#### What you need to do
Repeat the material below word for word and leave out all pictures.

++++ Material provided ++++

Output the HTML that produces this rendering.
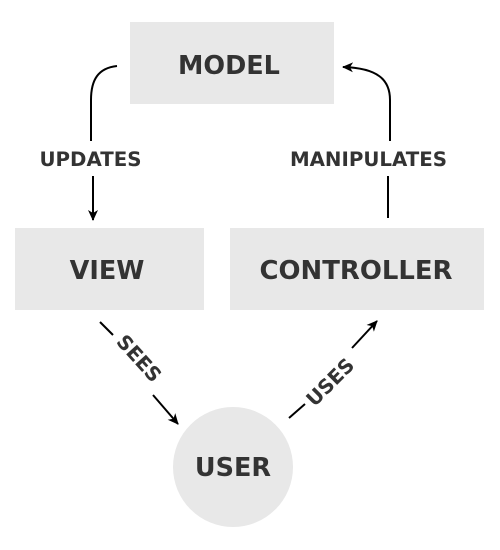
<!DOCTYPE html><html><head><style>body{margin:0;background:#fff}svg{display:block}text{font-family:"DejaVu Sans","Liberation Sans",sans-serif;font-weight:bold;fill:#333}</style></head><body>
<svg width="500" height="550" viewBox="0 0 500 550">
<defs><marker id="a" markerWidth="12" markerHeight="12" refX="10" refY="6" orient="auto" markerUnits="userSpaceOnUse"><path d="M0,1 L11,6 L0,11 L3,6 z" fill="#000"/></marker></defs>
<rect x="130" y="22" width="204" height="82" fill="#e8e8e8"/>
<rect x="15" y="228" width="189" height="82" fill="#e8e8e8"/>
<rect x="230" y="228" width="254" height="82" fill="#e8e8e8"/>
<circle cx="233" cy="467" r="60" fill="#e8e8e8"/>
<text x="229" y="74" font-size="25.5" text-anchor="middle">MODEL</text>
<text x="107" y="279" font-size="25.5" text-anchor="middle">VIEW</text>
<text x="356" y="279" font-size="25.9" text-anchor="middle">CONTROLLER</text>
<text x="233" y="476" font-size="25.5" text-anchor="middle">USER</text>
<text x="90.5" y="166" font-size="19.8" text-anchor="middle">UPDATES</text>
<text x="368.5" y="166" font-size="19.8" text-anchor="middle">MANIPULATES</text>
<g fill="none" stroke="#000" stroke-width="2">
<path d="M117,66 C98,68 91,80 91,100 L91,141"/>
<path d="M93,176 L93,220" marker-end="url(#a)"/>
<path d="M388,218 L388,176"/>
<path d="M390,141 L390,100 C390,80 378,68 343,67" marker-end="url(#a)"/>
<path d="M100,322 L113,335"/>
<path d="M153,395 L178,424" marker-end="url(#a)"/>
<path d="M289,418 L305,404"/>
<path d="M352,348 L377,321" marker-end="url(#a)"/>
</g>
<text transform="translate(134,363) rotate(48)" font-size="19.8" text-anchor="middle">SEES</text>
<text transform="translate(335,387) rotate(-45)" font-size="19.8" text-anchor="middle">USES</text>
</svg></body></html>
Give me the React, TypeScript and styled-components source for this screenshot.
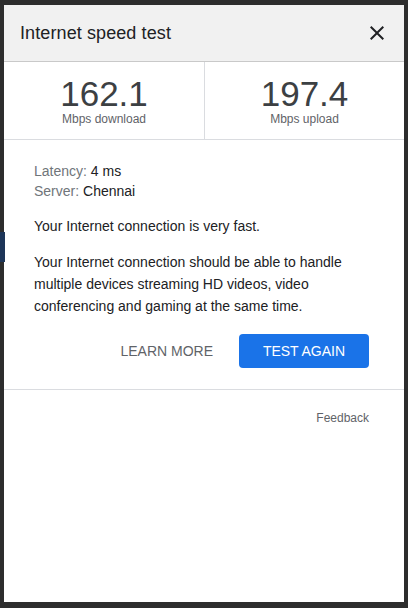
import React from "react";
import styled, { createGlobalStyle } from "styled-components";

const Global = createGlobalStyle`
  html, body { margin: 0; padding: 0; background: #2d2d2d; }
  body { font-family: "Liberation Sans", Arial, sans-serif; }
  * { box-sizing: border-box; }
`;

const Screen = styled.div`
  position: relative;
  width: 408px;
  height: 608px;
  padding: 5px 4px 6px 4px;
  background: #2d2d2d;
`;

const PageBleed = styled.div`
  position: absolute;
  left: 0;
  top: 232px;
  width: 5px;
  height: 30px;
  background: #1d3558;
`;

const Dialog = styled.div`
  width: 400px;
  height: 597px;
  background: #ffffff;
  display: flex;
  flex-direction: column;
`;

const Header = styled.div`
  height: 57px;
  background: #f1f1f1;
  border-bottom: 1px solid #c9c9c9;
  display: flex;
  align-items: center;
  justify-content: space-between;
  padding: 0 15px 0 16px;
`;

const Title = styled.h1`
  margin: 0;
  font-size: 18px;
  font-weight: 400;
  color: #202124;
  letter-spacing: 0.1px;
`;

const CloseButton = styled.button`
  border: 0;
  background: none;
  padding: 0;
  width: 24px;
  height: 24px;
  display: flex;
  align-items: center;
  justify-content: center;
  cursor: pointer;
  color: #202124;
`;

const Stats = styled.div`
  display: grid;
  grid-template-columns: 1fr 1fr;
  height: 78px;
  border-bottom: 1px solid #dadce0;
`;

const Stat = styled.div<{ $divider?: boolean }>`
  display: flex;
  flex-direction: column;
  align-items: center;
  padding-top: 14px;
  border-left: ${(p) => (p.$divider ? "1px solid #dadce0" : "none")};
`;

const Value = styled.div`
  font-size: 35px;
  line-height: 36px;
  color: #3c4043;
`;

const Unit = styled.div`
  font-size: 12px;
  line-height: 14px;
  margin-top: 0px;
  color: #5f6368;
`;

const Content = styled.div`
  padding: 21px 35px 0 30px;
  font-size: 14px;
  color: #202124;
`;

const InfoLine = styled.div`
  line-height: 20px;
`;

const Label = styled.span`
  color: #70757a;
`;

const Message = styled.p<{ $lh: number }>`
  margin: 15px 0 0 0;
  line-height: ${(p) => p.$lh}px;
`;

const Actions = styled.div`
  display: flex;
  justify-content: flex-end;
  align-items: center;
  gap: 10px;
  margin-top: 17px;
`;

const TextButton = styled.button`
  border: 0;
  background: none;
  height: 34px;
  padding: 0 16px;
  font-family: inherit;
  font-size: 14px;
  color: #5f6368;
  text-transform: uppercase;
  cursor: pointer;
`;

const PrimaryButton = styled.button`
  border: 0;
  background: #1a73e8;
  border-radius: 4px;
  height: 34px;
  width: 130px;
  font-family: inherit;
  font-size: 14px;
  color: #ffffff;
  text-transform: uppercase;
  cursor: pointer;
`;

const Divider = styled.hr`
  margin: 21px 0 0 0;
  border: 0;
  border-top: 1px solid #dadce0;
`;

const Footer = styled.div`
  display: flex;
  justify-content: flex-end;
  padding: 20px 35px 0 0;
`;

const FeedbackLink = styled.a`
  font-size: 12px;
  line-height: 16px;
  color: #5f6368;
  text-decoration: none;
`;

export default function App() {
  return (
    <>
      <Global />
      <Screen>
        <PageBleed />
        <Dialog>
          <Header>
            <Title>Internet speed test</Title>
            <CloseButton aria-label="Close">
              <svg width="24" height="24" viewBox="0 0 24 24" fill="currentColor">
                <path d="M19 6.41L17.59 5 12 10.59 6.41 5 5 6.41 10.59 12 5 17.59 6.41 19 12 13.41 17.59 19 19 17.59 13.41 12z" />
              </svg>
            </CloseButton>
          </Header>
          <Stats>
            <Stat>
              <Value>162.1</Value>
              <Unit>Mbps download</Unit>
            </Stat>
            <Stat $divider>
              <Value>197.4</Value>
              <Unit>Mbps upload</Unit>
            </Stat>
          </Stats>
          <Content>
            <InfoLine>
              <Label>Latency:</Label> 4 ms
            </InfoLine>
            <InfoLine>
              <Label>Server:</Label> Chennai
            </InfoLine>
            <Message $lh={20}>Your Internet connection is very fast.</Message>
            <Message $lh={22}>
              Your Internet connection should be able to handle multiple devices streaming HD videos, video
              conferencing and gaming at the same time.
            </Message>
            <Actions>
              <TextButton>Learn more</TextButton>
              <PrimaryButton>Test again</PrimaryButton>
            </Actions>
          </Content>
          <Divider />
          <Footer>
            <FeedbackLink href="#">Feedback</FeedbackLink>
          </Footer>
        </Dialog>
      </Screen>
    </>
  );
}
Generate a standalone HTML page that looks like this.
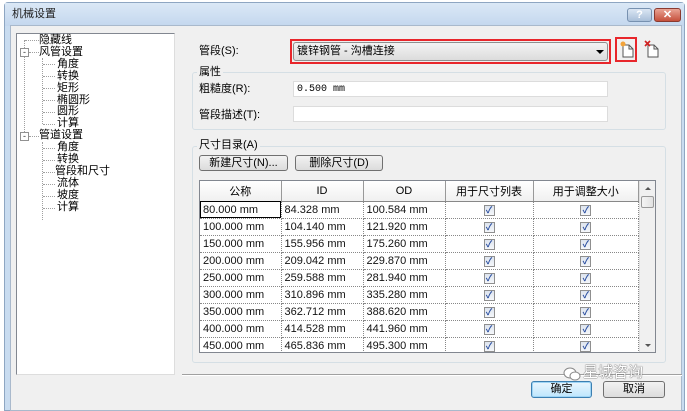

++++

#### Response below
Output the HTML that produces this rendering.
<!DOCTYPE html><html><head><style>body{margin:0;background:#fff}svg{display:block}text{font-family:"DejaVu Sans","Liberation Sans",sans-serif;font-weight:bold;fill:#333}</style></head><body>
<svg width="500" height="550" viewBox="0 0 500 550">
<defs><marker id="a" markerWidth="12" markerHeight="12" refX="10" refY="6" orient="auto" markerUnits="userSpaceOnUse"><path d="M0,1 L11,6 L0,11 L3,6 z" fill="#000"/></marker></defs>
<rect x="130" y="22" width="204" height="82" fill="#e8e8e8"/>
<rect x="15" y="228" width="189" height="82" fill="#e8e8e8"/>
<rect x="230" y="228" width="254" height="82" fill="#e8e8e8"/>
<circle cx="233" cy="467" r="60" fill="#e8e8e8"/>
<text x="229" y="74" font-size="25.5" text-anchor="middle">MODEL</text>
<text x="107" y="279" font-size="25.5" text-anchor="middle">VIEW</text>
<text x="356" y="279" font-size="25.9" text-anchor="middle">CONTROLLER</text>
<text x="233" y="476" font-size="25.5" text-anchor="middle">USER</text>
<text x="90.5" y="166" font-size="19.8" text-anchor="middle">UPDATES</text>
<text x="368.5" y="166" font-size="19.8" text-anchor="middle">MANIPULATES</text>
<g fill="none" stroke="#000" stroke-width="2">
<path d="M117,66 C98,68 91,80 91,100 L91,141"/>
<path d="M93,176 L93,220" marker-end="url(#a)"/>
<path d="M388,218 L388,176"/>
<path d="M390,141 L390,100 C390,80 378,68 343,67" marker-end="url(#a)"/>
<path d="M100,322 L113,335"/>
<path d="M153,395 L178,424" marker-end="url(#a)"/>
<path d="M289,418 L305,404"/>
<path d="M352,348 L377,321" marker-end="url(#a)"/>
</g>
<text transform="translate(134,363) rotate(48)" font-size="19.8" text-anchor="middle">SEES</text>
<text transform="translate(335,387) rotate(-45)" font-size="19.8" text-anchor="middle">USES</text>
</svg></body></html>
Give me the React, TypeScript and styled-components source for this screenshot.
import React from "react";
import styled, { createGlobalStyle } from "styled-components";

const Global = createGlobalStyle`
  html, body { margin: 0; padding: 0; background: #2d2d2d; }
  body { font-family: "Liberation Sans", Arial, sans-serif; }
  * { box-sizing: border-box; }
`;

const Screen = styled.div`
  position: relative;
  width: 408px;
  height: 608px;
  padding: 5px 4px 6px 4px;
  background: #2d2d2d;
`;

const PageBleed = styled.div`
  position: absolute;
  left: 0;
  top: 232px;
  width: 5px;
  height: 30px;
  background: #1d3558;
`;

const Dialog = styled.div`
  width: 400px;
  height: 597px;
  background: #ffffff;
  display: flex;
  flex-direction: column;
`;

const Header = styled.div`
  height: 57px;
  background: #f1f1f1;
  border-bottom: 1px solid #c9c9c9;
  display: flex;
  align-items: center;
  justify-content: space-between;
  padding: 0 15px 0 16px;
`;

const Title = styled.h1`
  margin: 0;
  font-size: 18px;
  font-weight: 400;
  color: #202124;
  letter-spacing: 0.1px;
`;

const CloseButton = styled.button`
  border: 0;
  background: none;
  padding: 0;
  width: 24px;
  height: 24px;
  display: flex;
  align-items: center;
  justify-content: center;
  cursor: pointer;
  color: #202124;
`;

const Stats = styled.div`
  display: grid;
  grid-template-columns: 1fr 1fr;
  height: 78px;
  border-bottom: 1px solid #dadce0;
`;

const Stat = styled.div<{ $divider?: boolean }>`
  display: flex;
  flex-direction: column;
  align-items: center;
  padding-top: 14px;
  border-left: ${(p) => (p.$divider ? "1px solid #dadce0" : "none")};
`;

const Value = styled.div`
  font-size: 35px;
  line-height: 36px;
  color: #3c4043;
`;

const Unit = styled.div`
  font-size: 12px;
  line-height: 14px;
  margin-top: 0px;
  color: #5f6368;
`;

const Content = styled.div`
  padding: 21px 35px 0 30px;
  font-size: 14px;
  color: #202124;
`;

const InfoLine = styled.div`
  line-height: 20px;
`;

const Label = styled.span`
  color: #70757a;
`;

const Message = styled.p<{ $lh: number }>`
  margin: 15px 0 0 0;
  line-height: ${(p) => p.$lh}px;
`;

const Actions = styled.div`
  display: flex;
  justify-content: flex-end;
  align-items: center;
  gap: 10px;
  margin-top: 17px;
`;

const TextButton = styled.button`
  border: 0;
  background: none;
  height: 34px;
  padding: 0 16px;
  font-family: inherit;
  font-size: 14px;
  color: #5f6368;
  text-transform: uppercase;
  cursor: pointer;
`;

const PrimaryButton = styled.button`
  border: 0;
  background: #1a73e8;
  border-radius: 4px;
  height: 34px;
  width: 130px;
  font-family: inherit;
  font-size: 14px;
  color: #ffffff;
  text-transform: uppercase;
  cursor: pointer;
`;

const Divider = styled.hr`
  margin: 21px 0 0 0;
  border: 0;
  border-top: 1px solid #dadce0;
`;

const Footer = styled.div`
  display: flex;
  justify-content: flex-end;
  padding: 20px 35px 0 0;
`;

const FeedbackLink = styled.a`
  font-size: 12px;
  line-height: 16px;
  color: #5f6368;
  text-decoration: none;
`;

export default function App() {
  return (
    <>
      <Global />
      <Screen>
        <PageBleed />
        <Dialog>
          <Header>
            <Title>Internet speed test</Title>
            <CloseButton aria-label="Close">
              <svg width="24" height="24" viewBox="0 0 24 24" fill="currentColor">
                <path d="M19 6.41L17.59 5 12 10.59 6.41 5 5 6.41 10.59 12 5 17.59 6.41 19 12 13.41 17.59 19 19 17.59 13.41 12z" />
              </svg>
            </CloseButton>
          </Header>
          <Stats>
            <Stat>
              <Value>162.1</Value>
              <Unit>Mbps download</Unit>
            </Stat>
            <Stat $divider>
              <Value>197.4</Value>
              <Unit>Mbps upload</Unit>
            </Stat>
          </Stats>
          <Content>
            <InfoLine>
              <Label>Latency:</Label> 4 ms
            </InfoLine>
            <InfoLine>
              <Label>Server:</Label> Chennai
            </InfoLine>
            <Message $lh={20}>Your Internet connection is very fast.</Message>
            <Message $lh={22}>
              Your Internet connection should be able to handle multiple devices streaming HD videos, video
              conferencing and gaming at the same time.
            </Message>
            <Actions>
              <TextButton>Learn more</TextButton>
              <PrimaryButton>Test again</PrimaryButton>
            </Actions>
          </Content>
          <Divider />
          <Footer>
            <FeedbackLink href="#">Feedback</FeedbackLink>
          </Footer>
        </Dialog>
      </Screen>
    </>
  );
}
Generate a standalone HTML page that looks like this.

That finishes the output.